The implications of these limitations are significant.  In November 2018, Apple frantically tried to claw back hundreds of accidentally-produced privileged documents in its patent suit with Qualcomm. The judge refused, on the basis that Apple had not taken sufficient steps to prevent their production in the first place.  Given that Apple – a company with considerable resources – certainly used expert reviewers and up-to-the-minute TAR solutions, it’s hard to imagine what steps Apple didn’t take in its privilege review.  Apple didn’t fail to use the right tools; the problem was just more complex than the “right” tools could manage.

Life after TAR

The problems of a connected and prodigiously-communicative world are only going keep expanding beyond predictive coding’s capabilities.  The communication explosion shows no signs of slowing.
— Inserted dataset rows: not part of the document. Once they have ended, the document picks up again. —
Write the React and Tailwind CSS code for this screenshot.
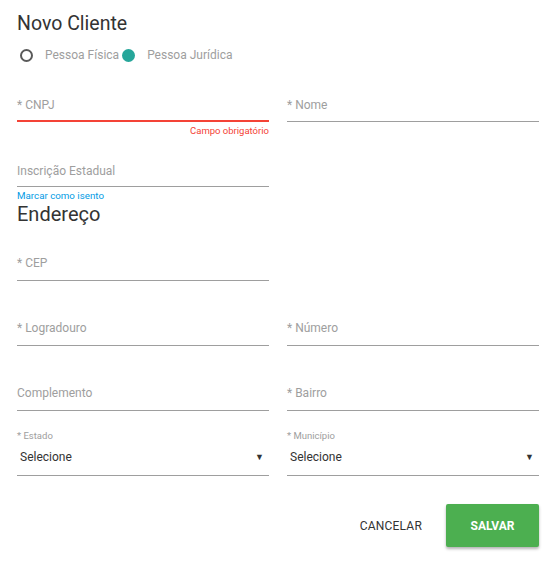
import React from "react";

const Field = ({ label, h, error, pb = "pb-[9px]" }) => (
  <div
    className={`flex items-end text-[12px] leading-[16px] text-[#9e9e9e] ${pb} ${h} ${
      error ? "border-b-2 border-[#f44336]" : "border-b border-[#9e9e9e]"
    }`}
  >
    {label}
  </div>
);

const Select = ({ label }) => (
  <div className="h-[65px] flex flex-col justify-end border-b border-[#9e9e9e]">
    <div className="text-[9.5px] leading-[12px] text-[#9e9e9e]">{label}</div>
    <div className="mt-[7px] mb-[10px] flex items-center justify-between pl-[3px] pr-[5px] text-[12px] leading-[16px] text-[#333]">
      <span>Selecione</span>
      <span className="text-[9px]">▼</span>
    </div>
  </div>
);

export default function App() {
  return (
    <div className="bg-white min-h-[567px] px-[17px] pr-[18px] font-['Roboto',sans-serif]">
      <h1 className="pt-[12px] text-[19.5px] leading-[24px] text-[#333]">Novo Cliente</h1>

      <div className="mt-[9px] h-[20px] flex items-center text-[12px] text-[#9e9e9e]">
        <span className="ml-[3px] w-[13px] h-[13px] rounded-full border-2 border-[#5a5a5a]" />
        <span className="ml-[12px]">Pessoa Física</span>
        <span className="ml-[3px] w-[13px] h-[13px] rounded-full bg-[#26a69a]" />
        <span className="ml-[12px]">Pessoa Jurídica</span>
      </div>

      <div className="grid grid-cols-2 gap-x-[18px]">
        <div>
          <Field label="* CNPJ" h="h-[57px]" pb="pb-[7px]" error />
          <div className="h-[18px] pt-[3px] text-right text-[9.5px] leading-[12px] text-[#f44336]">
            Campo obrigatório
          </div>
        </div>
        <div>
          <Field label="* Nome" h="h-[57px]" pb="pb-[8px]" />
        </div>

        <div>
          <Field label="Inscrição Estadual" h="h-[47px]" pb="pb-[7px]" />
          <div className="mt-[3px] text-[9.75px] leading-[12px] text-[#039be5]">Marcar como isento</div>
        </div>
        <div />
      </div>

      <h2 className="text-[20px] leading-[24px] text-[#333]">Endereço</h2>

      <div className="grid grid-cols-2 gap-x-[18px]">
        <Field label="* CEP" h="h-[55px]" />
        <div />
        <Field label="* Logradouro" h="h-[65px]" />
        <Field label="* Número" h="h-[65px]" />
        <Field label="Complemento" h="h-[65px]" />
        <Field label="* Bairro" h="h-[65px]" />
        <Select label="* Estado" />
        <Select label="* Município" />
      </div>

      <div className="mt-[28px] flex items-center justify-end gap-[24px]">
        <button className="text-[12px] text-[#333] tracking-[0.2px]">CANCELAR</button>
        <button className="w-[93px] h-[43px] rounded-[2px] bg-[#4caf50] text-white text-[12px] font-bold shadow-[0_2px_3px_rgba(0,0,0,0.3)]">
          SALVAR
        </button>
      </div>
    </div>
  );
}
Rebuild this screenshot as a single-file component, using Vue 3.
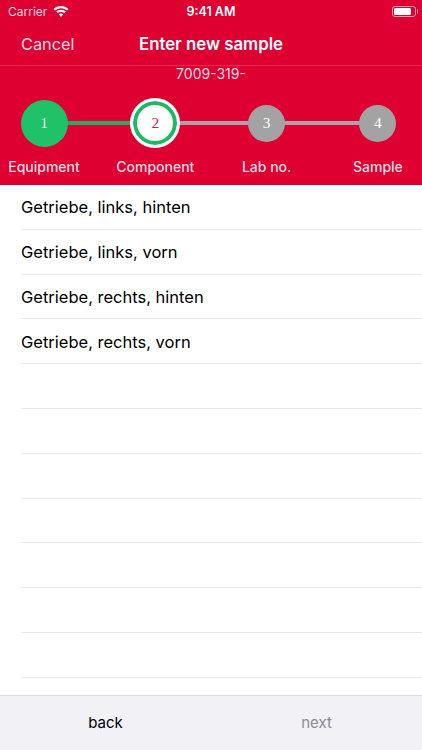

ESI continues to accumulate at an astonishing rate, and current solutions continue to apply a brute-force approach to a problem that needs complexity and intelligence.  New discovery regulations, intended to streamline the process, are only compounding the problem by requiring value judgements about the “proportionality” and “reasonable burden” of a review.

TAR was an astonishing breakthrough in the problem of large-scale document review, but the nature of discovery has evolved beyond what predictive coding’s pioneers could ever have anticipated.  The solution to the explosion of ESI isn’t in improvements to TAR: it’s in an entirely new approach, using technology as complex as the problem it needs to solve.